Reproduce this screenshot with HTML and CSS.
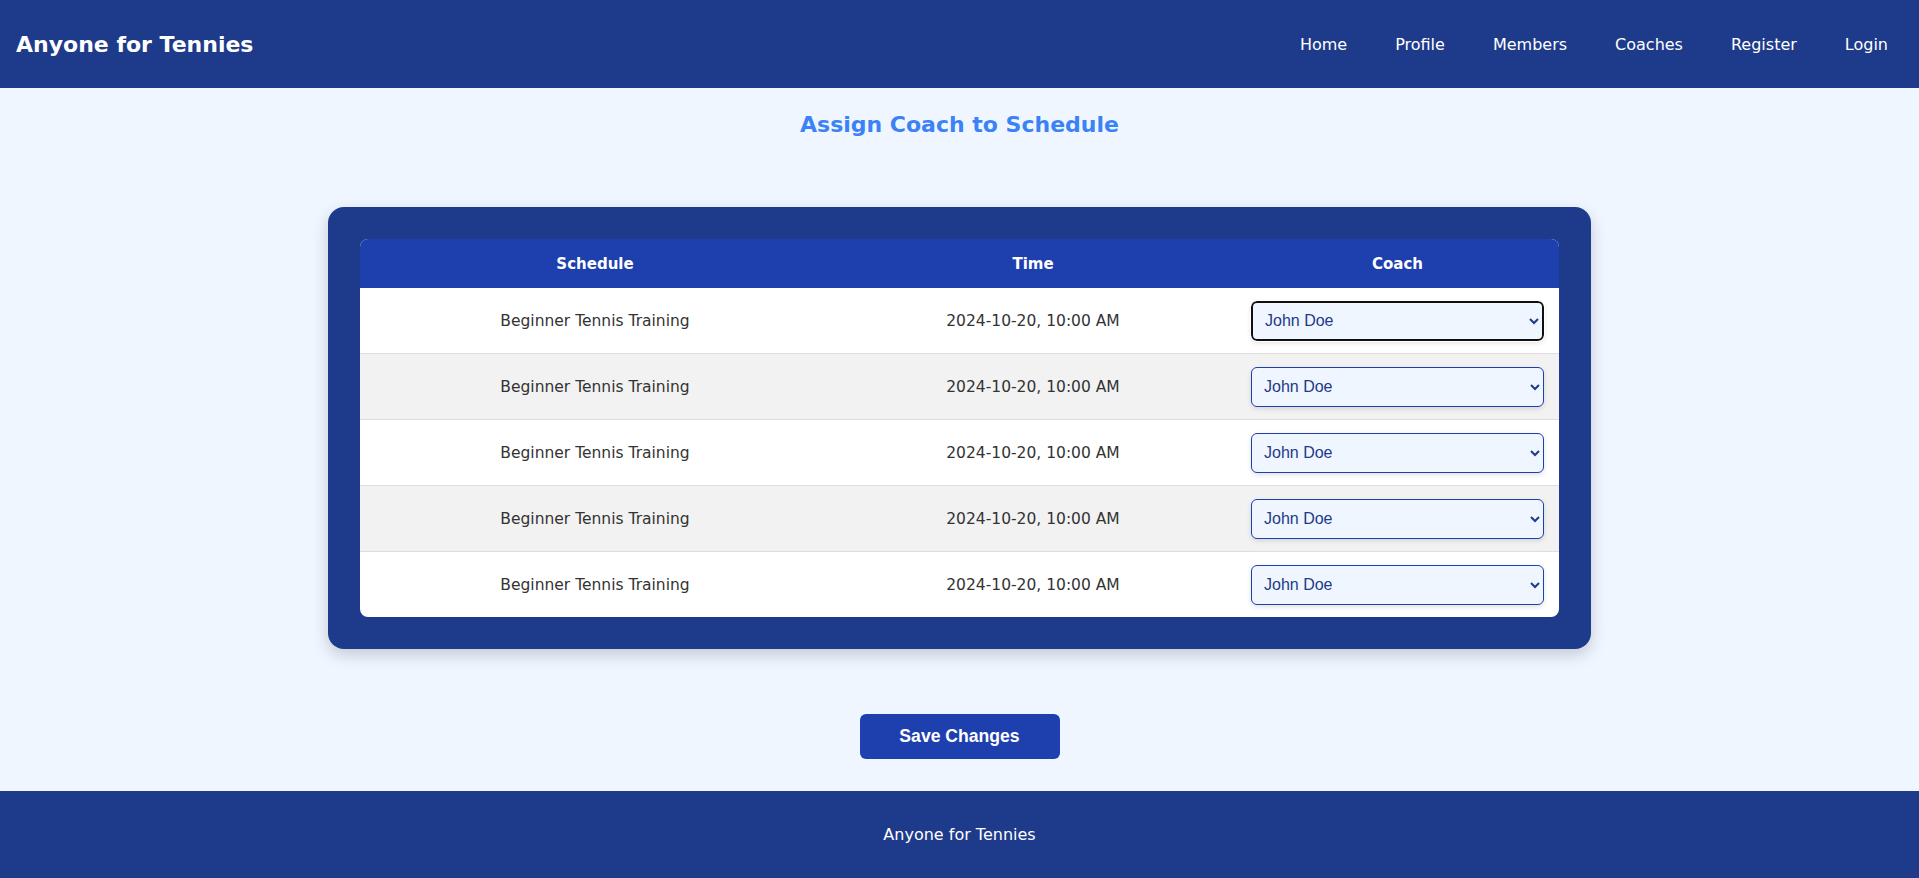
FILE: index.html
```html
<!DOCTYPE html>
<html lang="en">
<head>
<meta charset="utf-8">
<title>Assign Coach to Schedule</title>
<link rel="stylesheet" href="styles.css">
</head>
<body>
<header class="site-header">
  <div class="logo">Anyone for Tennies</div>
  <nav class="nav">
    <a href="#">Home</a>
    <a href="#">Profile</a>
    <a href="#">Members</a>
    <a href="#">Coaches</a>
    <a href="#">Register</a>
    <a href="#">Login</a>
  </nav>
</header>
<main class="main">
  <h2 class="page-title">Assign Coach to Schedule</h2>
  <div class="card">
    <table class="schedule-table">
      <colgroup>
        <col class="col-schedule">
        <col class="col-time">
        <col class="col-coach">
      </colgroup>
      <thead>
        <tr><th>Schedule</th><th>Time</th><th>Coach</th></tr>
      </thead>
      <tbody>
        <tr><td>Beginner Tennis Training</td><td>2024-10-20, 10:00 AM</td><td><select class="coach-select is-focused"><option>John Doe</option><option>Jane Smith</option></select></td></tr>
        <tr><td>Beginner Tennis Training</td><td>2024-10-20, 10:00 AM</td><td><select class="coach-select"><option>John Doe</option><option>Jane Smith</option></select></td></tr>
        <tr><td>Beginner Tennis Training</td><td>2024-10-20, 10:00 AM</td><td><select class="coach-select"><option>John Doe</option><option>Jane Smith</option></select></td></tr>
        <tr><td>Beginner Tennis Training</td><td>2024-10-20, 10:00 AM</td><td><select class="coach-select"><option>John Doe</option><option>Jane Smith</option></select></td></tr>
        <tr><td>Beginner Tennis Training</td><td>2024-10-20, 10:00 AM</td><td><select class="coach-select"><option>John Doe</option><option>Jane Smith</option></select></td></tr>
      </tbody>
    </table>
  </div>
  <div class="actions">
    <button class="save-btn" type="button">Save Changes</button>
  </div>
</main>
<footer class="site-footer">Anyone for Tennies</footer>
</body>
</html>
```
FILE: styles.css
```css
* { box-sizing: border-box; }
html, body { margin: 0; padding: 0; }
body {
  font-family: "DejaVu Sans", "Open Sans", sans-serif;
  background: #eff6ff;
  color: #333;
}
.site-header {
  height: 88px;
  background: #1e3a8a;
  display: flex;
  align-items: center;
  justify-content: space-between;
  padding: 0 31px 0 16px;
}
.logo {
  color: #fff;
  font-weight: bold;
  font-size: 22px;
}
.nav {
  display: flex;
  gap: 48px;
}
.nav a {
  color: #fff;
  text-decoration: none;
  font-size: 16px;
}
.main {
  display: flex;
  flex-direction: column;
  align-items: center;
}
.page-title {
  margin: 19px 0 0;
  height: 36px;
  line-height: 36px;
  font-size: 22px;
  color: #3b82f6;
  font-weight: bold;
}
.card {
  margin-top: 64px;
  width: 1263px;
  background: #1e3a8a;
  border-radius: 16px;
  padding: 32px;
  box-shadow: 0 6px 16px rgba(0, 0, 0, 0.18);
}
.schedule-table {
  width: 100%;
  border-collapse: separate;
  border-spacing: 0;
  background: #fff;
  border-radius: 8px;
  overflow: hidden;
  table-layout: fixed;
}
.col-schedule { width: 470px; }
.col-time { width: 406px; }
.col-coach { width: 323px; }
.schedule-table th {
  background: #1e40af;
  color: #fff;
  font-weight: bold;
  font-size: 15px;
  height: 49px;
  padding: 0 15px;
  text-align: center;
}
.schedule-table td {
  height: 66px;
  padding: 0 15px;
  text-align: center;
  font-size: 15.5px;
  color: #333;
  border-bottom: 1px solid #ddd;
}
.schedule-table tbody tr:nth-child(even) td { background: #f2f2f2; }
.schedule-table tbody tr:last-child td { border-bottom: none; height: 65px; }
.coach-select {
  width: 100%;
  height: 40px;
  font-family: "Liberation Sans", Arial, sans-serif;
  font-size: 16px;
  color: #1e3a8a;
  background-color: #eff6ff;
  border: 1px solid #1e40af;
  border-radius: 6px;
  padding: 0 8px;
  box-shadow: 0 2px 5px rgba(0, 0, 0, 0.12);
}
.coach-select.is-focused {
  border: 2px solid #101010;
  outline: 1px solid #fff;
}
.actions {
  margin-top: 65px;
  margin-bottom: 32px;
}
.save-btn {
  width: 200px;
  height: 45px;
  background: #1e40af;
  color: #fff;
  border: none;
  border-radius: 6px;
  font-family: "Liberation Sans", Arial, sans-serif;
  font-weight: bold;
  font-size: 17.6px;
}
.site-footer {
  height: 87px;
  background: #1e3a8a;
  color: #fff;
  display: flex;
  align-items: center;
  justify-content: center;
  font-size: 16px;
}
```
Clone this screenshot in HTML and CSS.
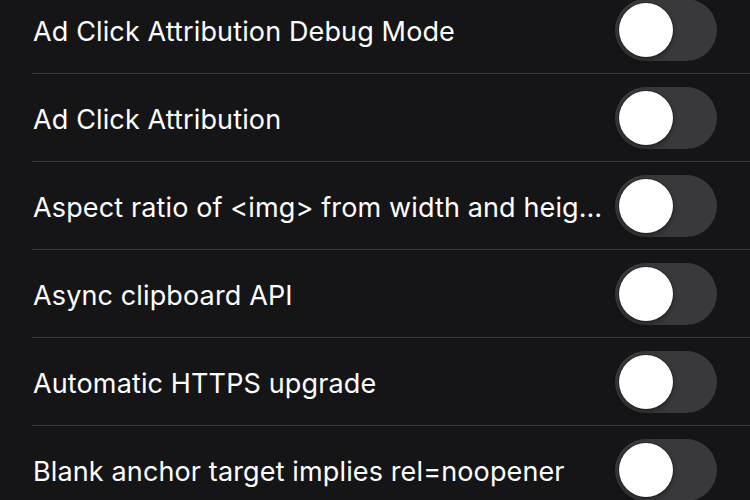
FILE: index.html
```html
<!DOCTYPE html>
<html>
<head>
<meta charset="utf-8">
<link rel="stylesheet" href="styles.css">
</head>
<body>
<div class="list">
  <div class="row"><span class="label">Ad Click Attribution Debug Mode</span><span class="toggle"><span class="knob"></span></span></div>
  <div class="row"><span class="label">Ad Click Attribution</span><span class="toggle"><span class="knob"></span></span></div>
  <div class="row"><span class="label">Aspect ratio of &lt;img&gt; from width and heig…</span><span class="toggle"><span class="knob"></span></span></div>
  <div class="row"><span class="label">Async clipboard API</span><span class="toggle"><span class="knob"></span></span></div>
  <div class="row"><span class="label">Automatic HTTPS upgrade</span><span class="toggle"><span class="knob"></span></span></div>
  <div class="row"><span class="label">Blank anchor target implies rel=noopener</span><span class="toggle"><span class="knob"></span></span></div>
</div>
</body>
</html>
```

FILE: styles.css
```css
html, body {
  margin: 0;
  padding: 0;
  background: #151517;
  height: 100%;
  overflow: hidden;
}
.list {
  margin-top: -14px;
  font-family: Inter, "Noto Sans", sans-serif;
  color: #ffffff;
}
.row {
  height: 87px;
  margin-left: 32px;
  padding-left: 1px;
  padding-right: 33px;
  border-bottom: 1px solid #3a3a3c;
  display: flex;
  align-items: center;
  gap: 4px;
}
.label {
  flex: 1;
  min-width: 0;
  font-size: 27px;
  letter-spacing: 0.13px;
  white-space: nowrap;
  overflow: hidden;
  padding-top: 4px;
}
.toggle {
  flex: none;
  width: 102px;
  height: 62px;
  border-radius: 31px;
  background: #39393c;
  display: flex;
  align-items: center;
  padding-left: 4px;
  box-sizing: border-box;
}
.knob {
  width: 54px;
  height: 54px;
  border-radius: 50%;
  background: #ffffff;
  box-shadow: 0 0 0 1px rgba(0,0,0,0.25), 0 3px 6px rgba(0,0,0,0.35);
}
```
··········
■ Problem to solve ■
Leave the images out and output the remaining material exactly as it stands.

■ The answer ■
Reproduce this screenshot with HTML and CSS.
FILE: index.html
```html
<!DOCTYPE html>
<html lang="en">
<head>
<meta charset="utf-8">
<title>Assign Coach to Schedule</title>
<link rel="stylesheet" href="styles.css">
</head>
<body>
<header class="site-header">
  <div class="logo">Anyone for Tennies</div>
  <nav class="nav">
    <a href="#">Home</a>
    <a href="#">Profile</a>
    <a href="#">Members</a>
    <a href="#">Coaches</a>
    <a href="#">Register</a>
    <a href="#">Login</a>
  </nav>
</header>
<main class="main">
  <h2 class="page-title">Assign Coach to Schedule</h2>
  <div class="card">
    <table class="schedule-table">
      <colgroup>
        <col class="col-schedule">
        <col class="col-time">
        <col class="col-coach">
      </colgroup>
      <thead>
        <tr><th>Schedule</th><th>Time</th><th>Coach</th></tr>
      </thead>
      <tbody>
        <tr><td>Beginner Tennis Training</td><td>2024-10-20, 10:00 AM</td><td><select class="coach-select is-focused"><option>John Doe</option><option>Jane Smith</option></select></td></tr>
        <tr><td>Beginner Tennis Training</td><td>2024-10-20, 10:00 AM</td><td><select class="coach-select"><option>John Doe</option><option>Jane Smith</option></select></td></tr>
        <tr><td>Beginner Tennis Training</td><td>2024-10-20, 10:00 AM</td><td><select class="coach-select"><option>John Doe</option><option>Jane Smith</option></select></td></tr>
        <tr><td>Beginner Tennis Training</td><td>2024-10-20, 10:00 AM</td><td><select class="coach-select"><option>John Doe</option><option>Jane Smith</option></select></td></tr>
        <tr><td>Beginner Tennis Training</td><td>2024-10-20, 10:00 AM</td><td><select class="coach-select"><option>John Doe</option><option>Jane Smith</option></select></td></tr>
      </tbody>
    </table>
  </div>
  <div class="actions">
    <button class="save-btn" type="button">Save Changes</button>
  </div>
</main>
<footer class="site-footer">Anyone for Tennies</footer>
</body>
</html>
```
FILE: styles.css
```css
* { box-sizing: border-box; }
html, body { margin: 0; padding: 0; }
body {
  font-family: "DejaVu Sans", "Open Sans", sans-serif;
  background: #eff6ff;
  color: #333;
}
.site-header {
  height: 88px;
  background: #1e3a8a;
  display: flex;
  align-items: center;
  justify-content: space-between;
  padding: 0 31px 0 16px;
}
.logo {
  color: #fff;
  font-weight: bold;
  font-size: 22px;
}
.nav {
  display: flex;
  gap: 48px;
}
.nav a {
  color: #fff;
  text-decoration: none;
  font-size: 16px;
}
.main {
  display: flex;
  flex-direction: column;
  align-items: center;
}
.page-title {
  margin: 19px 0 0;
  height: 36px;
  line-height: 36px;
  font-size: 22px;
  color: #3b82f6;
  font-weight: bold;
}
.card {
  margin-top: 64px;
  width: 1263px;
  background: #1e3a8a;
  border-radius: 16px;
  padding: 32px;
  box-shadow: 0 6px 16px rgba(0, 0, 0, 0.18);
}
.schedule-table {
  width: 100%;
  border-collapse: separate;
  border-spacing: 0;
  background: #fff;
  border-radius: 8px;
  overflow: hidden;
  table-layout: fixed;
}
.col-schedule { width: 470px; }
.col-time { width: 406px; }
.col-coach { width: 323px; }
.schedule-table th {
  background: #1e40af;
  color: #fff;
  font-weight: bold;
  font-size: 15px;
  height: 49px;
  padding: 0 15px;
  text-align: center;
}
.schedule-table td {
  height: 66px;
  padding: 0 15px;
  text-align: center;
  font-size: 15.5px;
  color: #333;
  border-bottom: 1px solid #ddd;
}
.schedule-table tbody tr:nth-child(even) td { background: #f2f2f2; }
.schedule-table tbody tr:last-child td { border-bottom: none; height: 65px; }
.coach-select {
  width: 100%;
  height: 40px;
  font-family: "Liberation Sans", Arial, sans-serif;
  font-size: 16px;
  color: #1e3a8a;
  background-color: #eff6ff;
  border: 1px solid #1e40af;
  border-radius: 6px;
  padding: 0 8px;
  box-shadow: 0 2px 5px rgba(0, 0, 0, 0.12);
}
.coach-select.is-focused {
  border: 2px solid #101010;
  outline: 1px solid #fff;
}
.actions {
  margin-top: 65px;
  margin-bottom: 32px;
}
.save-btn {
  width: 200px;
  height: 45px;
  background: #1e40af;
  color: #fff;
  border: none;
  border-radius: 6px;
  font-family: "Liberation Sans", Arial, sans-serif;
  font-weight: bold;
  font-size: 17.6px;
}
.site-footer {
  height: 87px;
  background: #1e3a8a;
  color: #fff;
  display: flex;
  align-items: center;
  justify-content: center;
  font-size: 16px;
}
```
Clone this screenshot in HTML and CSS.
FILE: index.html
```html
<!DOCTYPE html>
<html>
<head>
<meta charset="utf-8">
<link rel="stylesheet" href="styles.css">
</head>
<body>
<div class="list">
  <div class="row"><span class="label">Ad Click Attribution Debug Mode</span><span class="toggle"><span class="knob"></span></span></div>
  <div class="row"><span class="label">Ad Click Attribution</span><span class="toggle"><span class="knob"></span></span></div>
  <div class="row"><span class="label">Aspect ratio of &lt;img&gt; from width and heig…</span><span class="toggle"><span class="knob"></span></span></div>
  <div class="row"><span class="label">Async clipboard API</span><span class="toggle"><span class="knob"></span></span></div>
  <div class="row"><span class="label">Automatic HTTPS upgrade</span><span class="toggle"><span class="knob"></span></span></div>
  <div class="row"><span class="label">Blank anchor target implies rel=noopener</span><span class="toggle"><span class="knob"></span></span></div>
</div>
</body>
</html>
```

FILE: styles.css
```css
html, body {
  margin: 0;
  padding: 0;
  background: #151517;
  height: 100%;
  overflow: hidden;
}
.list {
  margin-top: -14px;
  font-family: Inter, "Noto Sans", sans-serif;
  color: #ffffff;
}
.row {
  height: 87px;
  margin-left: 32px;
  padding-left: 1px;
  padding-right: 33px;
  border-bottom: 1px solid #3a3a3c;
  display: flex;
  align-items: center;
  gap: 4px;
}
.label {
  flex: 1;
  min-width: 0;
  font-size: 27px;
  letter-spacing: 0.13px;
  white-space: nowrap;
  overflow: hidden;
  padding-top: 4px;
}
.toggle {
  flex: none;
  width: 102px;
  height: 62px;
  border-radius: 31px;
  background: #39393c;
  display: flex;
  align-items: center;
  padding-left: 4px;
  box-sizing: border-box;
}
.knob {
  width: 54px;
  height: 54px;
  border-radius: 50%;
  background: #ffffff;
  box-shadow: 0 0 0 1px rgba(0,0,0,0.25), 0 3px 6px rgba(0,0,0,0.35);
}
```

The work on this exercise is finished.